Indian social entrepreneur (1957–2019)

Poonam Ahluwalia (February 14, 1957 – October 21, 2019) was an Indian social entrepreneur. She was the founder and director of Youth Entrepreneurship and Sustainability (YES), an international non-profit organization, and Youth Trade, an organization promoting youth entrepreneurship, based at Babson College in Wellesley, Massachusetts.

==Early years==
Ahluwalia was born on February 14, 1957, to a family in Jaipur, India.

==Early career==
After receiving her M.A. in political science from Rajasthan University in Jaipur, India, Ahluwalia worked as the marketing manager of a chain of pizzerias called "Pizza King". She moved to the United States in 1985 and worked providing household help for a family in Brookline to pay for her education at Boston University. She received a master's degree in mass communications from Boston University in 1989.

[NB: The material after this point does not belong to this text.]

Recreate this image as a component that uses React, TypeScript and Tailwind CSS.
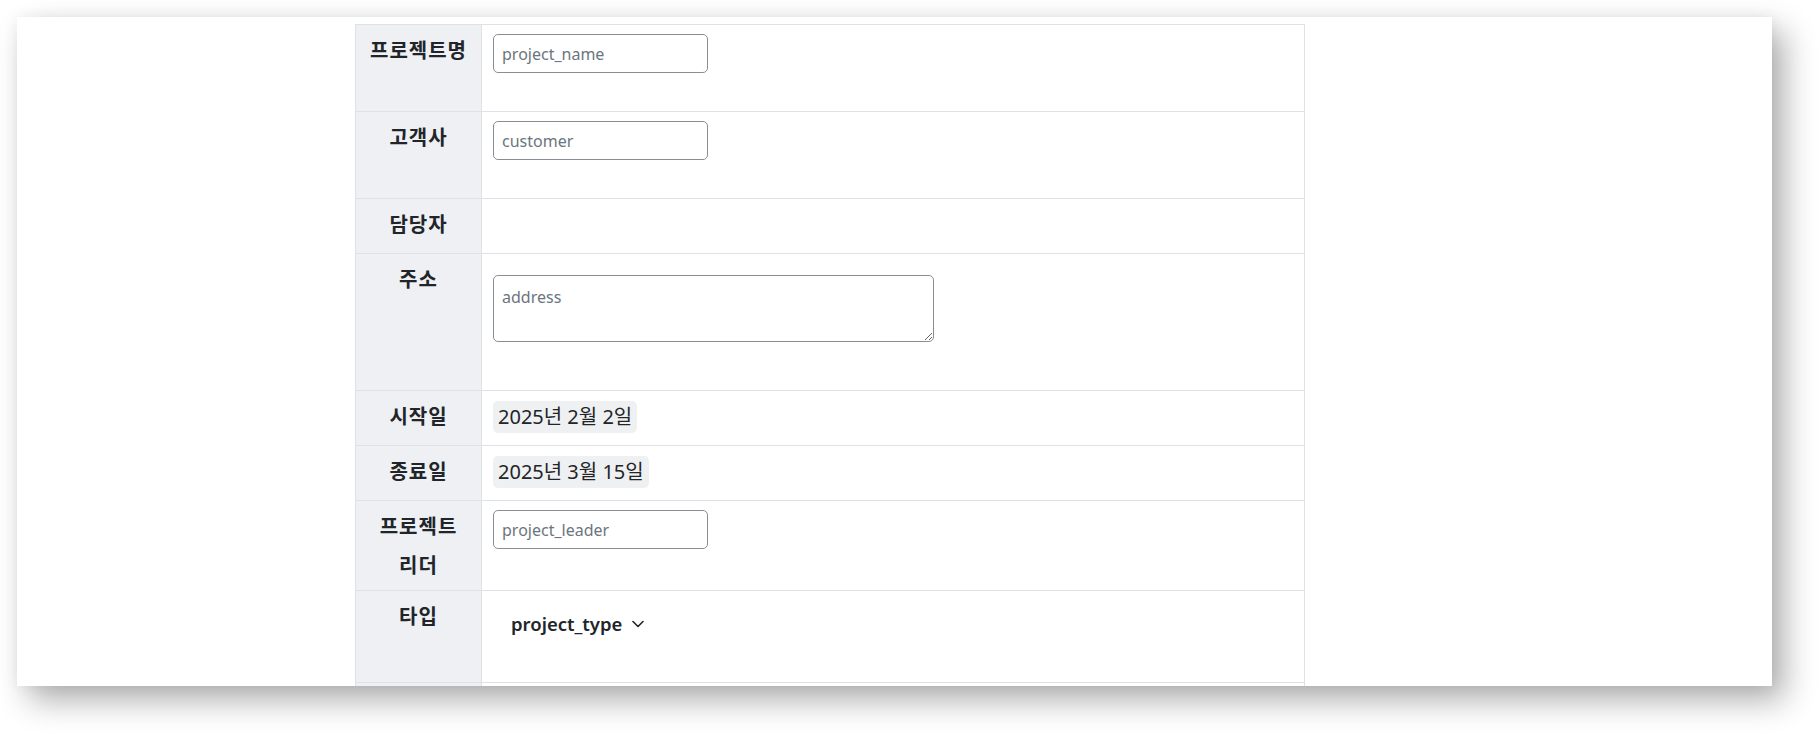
import React from 'react';

// project detail form, rendered as a two-column bordered table
const inputCls =
  'h-[39px] w-[215px] rounded-[5px] border border-[#8a8d93] bg-white px-[8px] text-[16px] text-[#212529] outline-none placeholder:text-[#6c757d]';

const TextInput: React.FC<{ name: string }> = ({ name }) => (
  <input type="text" placeholder={name} className={inputCls} />
);

const DateBadge: React.FC<{ children: React.ReactNode }> = ({ children }) => (
  <span className="inline-flex h-[32px] items-center rounded-[5px] bg-[#eff0f2] px-[5px] text-[20px] text-[#212529]">
    {children}
  </span>
);

type Row = { label: string; h: string; pad: string; content?: React.ReactNode };

const rows: Row[] = [
  { label: '프로젝트명', h: 'h-[87px]', pad: 'pt-[9px]', content: <TextInput name="project_name" /> },
  { label: '고객사', h: 'h-[87px]', pad: 'pt-[9px]', content: <TextInput name="customer" /> },
  { label: '담당자', h: 'h-[55px]', pad: 'pt-[9px]' },
  {
    label: '주소',
    h: 'h-[137px]',
    pad: 'pt-[21px]',
    content: (
      <textarea
        placeholder="address"
        className="block h-[67px] w-[441px] rounded-[5px] border border-[#8a8d93] bg-white px-[8px] pt-[9px] text-[16px] leading-[24px] text-[#212529] outline-none placeholder:text-[#6c757d]"
      />
    ),
  },
  { label: '시작일', h: 'h-[55px]', pad: 'pt-[10px]', content: <DateBadge>2025년 2월 2일</DateBadge> },
  { label: '종료일', h: 'h-[55px]', pad: 'pt-[10px]', content: <DateBadge>2025년 3월 15일</DateBadge> },
  { label: '프로젝트 리더', h: 'h-[90px]', pad: 'pt-[9px]', content: <TextInput name="project_leader" /> },
  {
    label: '타입',
    h: 'h-[92px]',
    pad: 'pt-[12px]',
    content: (
      <button type="button" className="flex items-center gap-[10px] px-[18px] py-[7px] text-[18.5px] font-semibold leading-[27px] text-[#212529]">
        project_type
        <svg width="12" height="8" viewBox="0 0 12 8" fill="none">
          <path d="M1 1.5 L6 6.5 L11 1.5" stroke="#212529" strokeWidth="1.6" strokeLinecap="round" strokeLinejoin="round" />
        </svg>
      </button>
    ),
  },
  { label: '', h: 'h-[60px]', pad: 'pt-[9px]' },
];

export default function App() {
  return (
    <div className="h-screen w-screen overflow-hidden bg-white pl-[17px] pt-[17px] font-['Noto_Sans','Noto_Sans_CJK_KR',sans-serif]">
      <div className="h-[669px] w-[1755px] overflow-hidden bg-white shadow-[12px_14px_30px_rgba(0,0,0,0.32),0_0_14px_rgba(0,0,0,0.05)]">
        <div className="pl-[338px] pt-[7px]">
          <div className="grid w-[950px] grid-cols-[126px_1fr] border-x border-t border-[#dee2e6]">
            {rows.map((r, i) => (
              <React.Fragment key={i}>
                <div
                  className={`${r.h} break-keep border-b border-r border-[#dee2e6] bg-[#eef0f3] px-[8px] pt-[6px] text-center text-[20px] font-bold leading-[39px] tracking-[1px] text-[#212529]`}
                >
                  {r.label}
                </div>
                <div className={`border-b border-[#dee2e6] pl-[11px] ${r.pad}`}>{r.content}</div>
              </React.Fragment>
            ))}
          </div>
        </div>
      </div>
    </div>
  );
}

Ahluwalia began working for the Hunger Project in 1984 after meeting Werner Erhard, the founder of the organization. Ahluwalia helped raise funds and awareness, and helped launch "Ending the Subjugation of Women". She organized fundraisers, including dances and walkathons.

By the late 1980s, Ahluwalia also began to work for Welfare-to-Work programs under the administration of Massachusetts Governor Michael S. Dukakis.

In 1997 Ahluwalia began to work with the Education Development Center (EDC) based in Newton, Massachusetts. With funding from USAID, she created workforce development workshops. In association with EDC, Ahluwalia ran workshops in Peru, India, and Namibia. She founded YES in 1998.

During her work with EDC, Ahluwalia also had contact with SEWA (All Indian Federation of Self-Employed Women’s Association).

== Work with YES ==
As the founder and director of YES, Ahluwalia launched a 10-year campaign in 2002 to create accessible education and opportunities for youth around the world. The initiative was launched in Alexandria, Egypt at an international summit on youth employment sponsored by the United Nations Industrial Development Organization (UNIDO). The summit was co-chaired by former president Bill Clinton, and the first lady of the Arab Republic of Egypt, Suzanne Mubarak. YES established country networks in 55 countries.

Ahluwalia organized five YES international summits and three YES regional summits. Over 400 youth employment projects were created worldwide after the summits. In 2003 she was nominated for the South Asian Woman of the Year Award by the India New England News.

YES focused on renewable energy, information and communication technology, campaigns against HIV and AIDS, rural development, and water sanitation.

==Youth Trade and later years==
In 2012, Ahluwalia launched Youth Trade, an organization promoting entrepreneurship. Youth Trade certified over 50 entrepreneurs, who gained access to retail shelf space through trade shows. Youth Trade partnered with Whole Foods Markets and Babson College.

Ahluwalia received the 2013 India New England Woman of the Year Award. She delivered the keynote address at the 7th Annual Forum for Social Entrepreneurship. She participated in the World Economic Forum's 2013 Summit on the Global Agenda.

== Death ==
Ahluwalia lived in Lexington, Massachusetts with her husband and two children. She died on October 21, 2019, after suffering from cancer.